2022 Lise Meitner Medal and Prize
Professor Roger Barlow for distinguished contributions to physics outreach/education, most notably for initiating the Particle Physics Masterclasses, in which hundreds of thousands of school students have participated worldwide over 25 years.
In celebrating the 25th anniversary of Professor Roger Barlow initiating the National Masterclasses in Particle Physics, it is important to appreciate how groundbreaking they were at the time. Then, the standard practice was for an individual physicist to visit an individual school to give a one-hour talk. In contrast, the masterclasses give school students and their teachers a whole day with a local particle physics group. Participants actively analyse real data from large particle physics experiments, see small-scale experiments being conducted, as well as hearing talks. They interact with the research group (PhD students, postdocs and academics) informally over lunch and drinks breaks and in the sessions. They are directly exposed to the enthusiasm and excitement of actually doing particle physics.

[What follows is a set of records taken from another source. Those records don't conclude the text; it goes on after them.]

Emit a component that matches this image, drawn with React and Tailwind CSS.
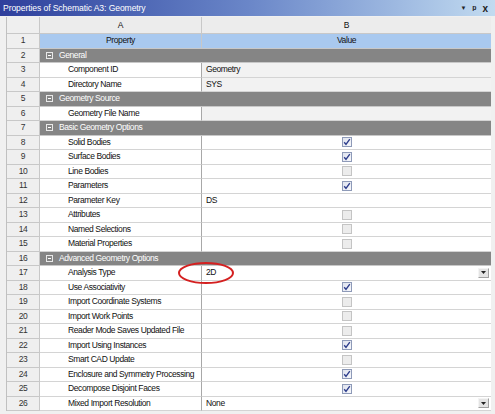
import React from 'react';

const rows = [
  { t: 'head' },
  { t: 'cat', label: 'General' },
  { label: 'Component ID', value: 'Geometry', ro: true },
  { label: 'Directory Name', value: 'SYS', ro: true },
  { t: 'cat', label: 'Geometry Source' },
  { label: 'Geometry File Name', value: '', ro: true },
  { t: 'cat', label: 'Basic Geometry Options' },
  { label: 'Solid Bodies', check: true },
  { label: 'Surface Bodies', check: true },
  { label: 'Line Bodies', check: false },
  { label: 'Parameters', check: true },
  { label: 'Parameter Key', value: 'DS' },
  { label: 'Attributes', check: false },
  { label: 'Named Selections', check: false },
  { label: 'Material Properties', check: false },
  { t: 'cat', label: 'Advanced Geometry Options' },
  { label: 'Analysis Type', value: '2D', drop: true },
  { label: 'Use Associativity', check: true },
  { label: 'Import Coordinate Systems', check: false },
  { label: 'Import Work Points', check: false },
  { label: 'Reader Mode Saves Updated File', check: false },
  { label: 'Import Using Instances', check: true },
  { label: 'Smart CAD Update', check: false },
  { label: 'Enclosure and Symmetry Processing', check: true },
  { label: 'Decompose Disjoint Faces', check: true },
  { label: 'Mixed Import Resolution', value: 'None', drop: true },
];

const Checkbox = ({ on }) => (
  on ? (
    <div className="w-[10px] h-[10px] border border-[#8e9ab8] bg-gradient-to-br from-[#dfe3ee] to-[#f6f7fb] flex items-center justify-center">
      <svg width="8" height="8" viewBox="0 0 8 8">
        <path d="M1.2 4.2 L3 6.4 L6.8 1.2" fill="none" stroke="#2d3d8c" strokeWidth="1.4" />
      </svg>
    </div>
  ) : (
    <div className="w-[10px] h-[10px] border border-[#c4c4c4] bg-[#ececec]" />
  )
);

const DropBtn = () => (
  <div className="w-[11px] h-[10px] bg-[#e4e4e4] border border-[#a0a0a0] border-t-[#f4f4f4] border-l-[#f4f4f4] flex items-center justify-center">
    <svg width="5" height="3" viewBox="0 0 5 3"><path d="M0 0 L5 0 L2.5 3 Z" fill="#222" /></svg>
  </div>
);

const App = () => {
  return (
    <div className="w-[495px] h-[414px] bg-[#f0f0f0] overflow-hidden font-['Liberation_Sans',Arial,sans-serif] text-[8.5px] text-[#111] relative">
      <div className="h-[16px] flex items-center justify-between bg-gradient-to-r from-[#2f3f9c] via-[#6a86c8] to-[#c2dbf0] px-[3px]">
        <span className="text-white text-[8.6px] tracking-[-0.1px]">Properties of Schematic A3: Geometry</span>
        <div className="flex items-center gap-[6px] pr-[4px] text-[#222] text-[10px]">
          <span className="text-[6px]">▼</span>
          <span className="font-bold">ᵖ</span>
          <span className="font-bold">x</span>
        </div>
      </div>
      <div className="mt-[1px] ml-[6px] w-[484px] border-l border-[#c0c0c0] grid grid-cols-[33px_162px_289px] tracking-[-0.4px]">
        <div className="h-[17px] bg-[#efefef] border-r border-b border-[#c8c8c8]" />
        <div className="h-[17px] bg-[#ececec] border-r border-b border-[#c8c8c8] flex items-center justify-center">A</div>
        <div className="h-[17px] bg-[#ececec] border-b border-[#c8c8c8] flex items-center justify-center">B</div>
        {rows.map((r, i) => {
          const num = (
            <div key={`n${i}`} className="h-[14.5px] bg-[#efefef] border-r border-b border-[#c8c8c8] flex items-center justify-center text-[#333]">
              {i + 1}
            </div>
          );
          if (r.t === 'head') {
            return (
              <React.Fragment key={i}>
                {num}
                <div className="h-[14.5px] bg-[#a9c9ef] border-r border-b border-[#c8c8c8] flex items-center justify-center">Property</div>
                <div className="h-[14.5px] bg-[#a9c9ef] border-b border-[#c8c8c8] flex items-center justify-center">Value</div>
              </React.Fragment>
            );
          }
          if (r.t === 'cat') {
            return (
              <React.Fragment key={i}>
                {num}
                <div className="col-span-2 h-[14.5px] bg-[#858585] border-b border-[#c8c8c8] flex items-center pl-[6px] text-white gap-[6px]">
                  <div className="w-[7px] h-[7px] border border-[#e8e8e8] flex items-center justify-center">
                    <div className="w-[3px] h-[1px] bg-white" />
                  </div>
                  <span>{r.label}</span>
                </div>
              </React.Fragment>
            );
          }
          return (
            <React.Fragment key={i}>
              {num}
              <div className="h-[14.5px] bg-white border-r border-b border-r-[#a8a8a8] border-b-[#d4d4d4] flex items-center pl-[28px] whitespace-nowrap">{r.label}</div>
              <div className={`h-[14.5px] ${r.ro ? 'bg-[#f2f2f2]' : 'bg-white'} border-b border-[#d4d4d4] flex items-center ${r.check !== undefined ? 'justify-center' : 'justify-between pl-[4px] pr-[2px]'}`}>
                {r.check !== undefined ? <Checkbox on={r.check} /> : <span>{r.value}</span>}
                {r.drop && <DropBtn />}
              </div>
            </React.Fragment>
          );
        })}
      </div>
      <svg className="absolute left-[176px] top-[261px]" width="60" height="24" viewBox="0 0 60 24">
        <ellipse cx="30" cy="12" rx="27" ry="10" fill="none" stroke="#d42020" strokeWidth="2" />
      </svg>
    </div>
  );
};

export default App;
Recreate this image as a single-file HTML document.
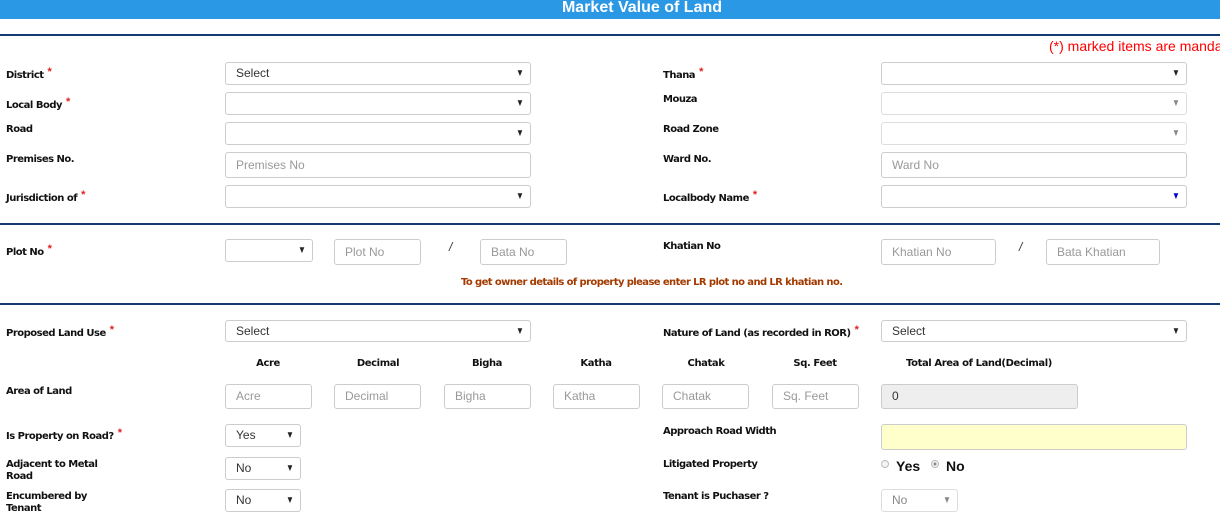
<!DOCTYPE html>
<html><head><meta charset="utf-8"><style>
*{box-sizing:border-box;margin:0;padding:0}
body{width:1220px;height:506px;overflow:hidden;background:#fff;position:relative;font-family:"Liberation Sans",sans-serif}
.a{position:absolute}
.hd{left:0;top:0;width:1220px;height:19px;background:#2b98e6;color:#fff;font-weight:bold;font-size:16px;text-align:center;line-height:15px;padding-left:64px}
.ln{left:0;width:1220px;height:2px;background:#143a72}
.lb{font-family:"DejaVu Sans",sans-serif;font-weight:bold;font-size:10px;color:#111;line-height:12px;letter-spacing:-0.5px;margin-top:2px}
.st{color:#e02020;font-size:11px;position:relative;top:-3px;margin-left:4px;font-family:"Liberation Sans",sans-serif}
.bx{border:1px solid #ccc;border-radius:3px;background:#fff;font-size:12px;color:#333;padding-left:10px;line-height:21px}
.ph{color:#999}
.ar{position:absolute;right:5px;top:0;font-size:10px;color:#222;transform:scaleX(0.8)}
.th{font-family:"DejaVu Sans",sans-serif;font-weight:bold;font-size:10px;color:#111;text-align:center;width:100px;letter-spacing:-0.4px;margin-top:1px}
</style></head><body>
<div class="a hd">Market Value of Land</div>
<div class="a ln" style="top:34px"></div>
<div class="a" style="left:1049px;top:38px;font-size:14px;color:#f00;white-space:nowrap">(*) marked items are mandatory</div>

<div class="a lb" style="left:6px;top:67px">District<span class="st">*</span></div>
<div class="a bx" style="left:225px;top:62px;width:306px;height:23px">Select<span class="ar">▼</span></div>
<div class="a lb" style="left:6px;top:97px">Local Body<span class="st">*</span></div>
<div class="a bx" style="left:225px;top:92px;width:306px;height:23px"><span class="ar">▼</span></div>
<div class="a lb" style="left:6px;top:122px">Road</div>
<div class="a bx" style="left:225px;top:122px;width:306px;height:23px"><span class="ar">▼</span></div>
<div class="a lb" style="left:6px;top:152px">Premises No.</div>
<div class="a bx ph" style="left:225px;top:152px;width:306px;height:26px;line-height:24px">Premises No</div>
<div class="a lb" style="left:6px;top:190px">Jurisdiction of<span class="st">*</span></div>
<div class="a bx" style="left:225px;top:185px;width:306px;height:23px"><span class="ar">▼</span></div>

<div class="a lb" style="left:663px;top:67px">Thana<span class="st">*</span></div>
<div class="a bx" style="left:881px;top:62px;width:306px;height:23px"><span class="ar">▼</span></div>
<div class="a lb" style="left:663px;top:92px">Mouza</div>
<div class="a bx" style="left:881px;top:92px;width:306px;height:23px;border-color:#ddd"><span class="ar" style="color:#888">▼</span></div>
<div class="a lb" style="left:663px;top:122px">Road Zone</div>
<div class="a bx" style="left:881px;top:122px;width:306px;height:23px;border-color:#ddd"><span class="ar" style="color:#888">▼</span></div>
<div class="a lb" style="left:663px;top:152px">Ward No.</div>
<div class="a bx ph" style="left:881px;top:152px;width:306px;height:26px;line-height:24px">Ward No</div>
<div class="a lb" style="left:663px;top:190px">Localbody Name<span class="st">*</span></div>
<div class="a bx" style="left:881px;top:185px;width:306px;height:23px"><span class="ar" style="color:#00c">▼</span></div>

<div class="a ln" style="top:223px"></div>
<div class="a lb" style="left:6px;top:244px">Plot No<span class="st">*</span></div>
<div class="a bx" style="left:225px;top:239px;width:88px;height:23px"><span class="ar">▼</span></div>
<div class="a bx ph" style="left:334px;top:239px;width:87px;height:26px;line-height:24px">Plot No</div>
<div class="a" style="left:449px;top:240px;font-size:12px;color:#333;font-style:italic">/</div>
<div class="a bx ph" style="left:480px;top:239px;width:87px;height:26px;line-height:24px">Bata No</div>
<div class="a lb" style="left:663px;top:239px">Khatian No</div>
<div class="a bx ph" style="left:881px;top:239px;width:115px;height:26px;line-height:24px">Khatian No</div>
<div class="a" style="left:1019px;top:240px;font-size:12px;color:#333;font-style:italic">/</div>
<div class="a bx ph" style="left:1046px;top:239px;width:114px;height:26px;line-height:24px">Bata Khatian</div>
<div class="a lb" style="left:461px;top:275px;color:#a33a00;letter-spacing:-0.6px">To get owner details of property please enter LR plot no and LR khatian no.</div>

<div class="a ln" style="top:303px"></div>
<div class="a lb" style="left:6px;top:325px">Proposed Land Use<span class="st">*</span></div>
<div class="a bx" style="left:225px;top:320px;width:306px;height:22px">Select<span class="ar">▼</span></div>
<div class="a lb" style="left:663px;top:325px">Nature of Land (as recorded in ROR)<span class="st">*</span></div>
<div class="a bx" style="left:881px;top:320px;width:306px;height:22px">Select<span class="ar">▼</span></div>

<div class="a th" style="left:218px;top:357px">Acre</div>
<div class="a th" style="left:328px;top:357px">Decimal</div>
<div class="a th" style="left:437px;top:357px">Bigha</div>
<div class="a th" style="left:546px;top:357px">Katha</div>
<div class="a th" style="left:656px;top:357px">Chatak</div>
<div class="a th" style="left:765px;top:357px">Sq. Feet</div>
<div class="a th" style="left:879px;top:357px;width:200px">Total Area of Land(Decimal)</div>

<div class="a lb" style="left:6px;top:384px">Area of Land</div>
<div class="a bx ph" style="left:225px;top:384px;width:87px;height:25px;line-height:23px">Acre</div>
<div class="a bx ph" style="left:334px;top:384px;width:87px;height:25px;line-height:23px">Decimal</div>
<div class="a bx ph" style="left:444px;top:384px;width:87px;height:25px;line-height:23px">Bigha</div>
<div class="a bx ph" style="left:553px;top:384px;width:87px;height:25px;line-height:23px">Katha</div>
<div class="a bx ph" style="left:662px;top:384px;width:87px;height:25px;line-height:23px">Chatak</div>
<div class="a bx ph" style="left:772px;top:384px;width:87px;height:25px;line-height:23px">Sq. Feet</div>
<div class="a bx" style="left:881px;top:384px;width:197px;height:25px;line-height:23px;background:#eee">0</div>

<div class="a lb" style="left:6px;top:428px">Is Property on Road?<span class="st">*</span></div>
<div class="a bx" style="left:225px;top:424px;width:76px;height:23px">Yes<span class="ar">▼</span></div>
<div class="a lb" style="left:663px;top:424px">Approach Road Width</div>
<div class="a bx" style="left:881px;top:424px;width:306px;height:26px;background:#ffffcc"></div>

<div class="a lb" style="left:6px;top:457px">Adjacent to Metal<br>Road</div>
<div class="a bx" style="left:225px;top:457px;width:76px;height:23px">No<span class="ar">▼</span></div>
<div class="a lb" style="left:663px;top:457px">Litigated Property</div>
<div class="a" style="left:881px;top:460px;width:8px;height:8px;border:1px solid #bbb;border-radius:50%;background:#f4f4f4"></div>
<div class="a" style="left:896px;top:458px;font-size:14px;font-weight:bold;color:#111">Yes</div>
<div class="a" style="left:931px;top:460px;width:8px;height:8px;border:1px solid #bbb;border-radius:50%;background:radial-gradient(#888 30%,#f4f4f4 40%)"></div>
<div class="a" style="left:946px;top:458px;font-size:14px;font-weight:bold;color:#111">No</div>

<div class="a lb" style="left:6px;top:489px">Encumbered by<br>Tenant</div>
<div class="a bx" style="left:225px;top:489px;width:76px;height:23px">No<span class="ar">▼</span></div>
<div class="a lb" style="left:663px;top:489px">Tenant is Puchaser ?</div>
<div class="a bx" style="left:881px;top:489px;width:77px;height:23px;color:#888;border-color:#ddd">No<span class="ar" style="color:#888">▼</span></div>
</body></html>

Barlow had the experience and vision to see these possibilities, but also the organisational drive and persistence to make them happen. Innovations that seem self-evident now, Barlow introduced for the first time as part of the Masterclasses. The new World Wide Web allowed easy access to software and particle-collider data, which greatly reduced the technical overhead. Clusters of desktop PCs, which had just started to appear at UK universities, gave each Masterclass student direct ‘hands-on’ access to the data, with local physicists on hand to provide guidance. Students were provided with facts, but then challenged to apply the understanding gained in analysing real data. This was truly active ‘learning-by-doing’ rather than merely descriptive outreach.
At that time, particle physics was a relatively new part of the school curriculum and relatively unfamiliar to many teachers. The Masterclasses helped inform and inspire teachers, an impact enhanced by the Summer Institutes for A-level Physics Teachers (Manchester and Bristol 1999–2002), which Barlow proposed, organised and funded (Particle Physics and Astronomy Research Council grant).
The first Masterclasses in 1997 were phenomenally successful and the idea spread rapidly. Thanks to Barlow’s organisation through the IOP High Energy Particle Physics Group, soon every UK particle physics group was running its own event. Then ‘national’ became ‘international’. By the early 2000s, the web-based masterclass analysis was translated into several other languages and was being used in masterclasses across Europe and the US. In time, data from the Large Hadron Collider replaced that from the Large Electron-Positron collider, and experiments have become increasingly ambitious in giving students opportunities to analyse their ‘open data’. The masterclass idea has been taken up in other areas of physics, such as astronomy. A veritable explosion of activities – and the original blue touch paper was designed and lit by Barlow.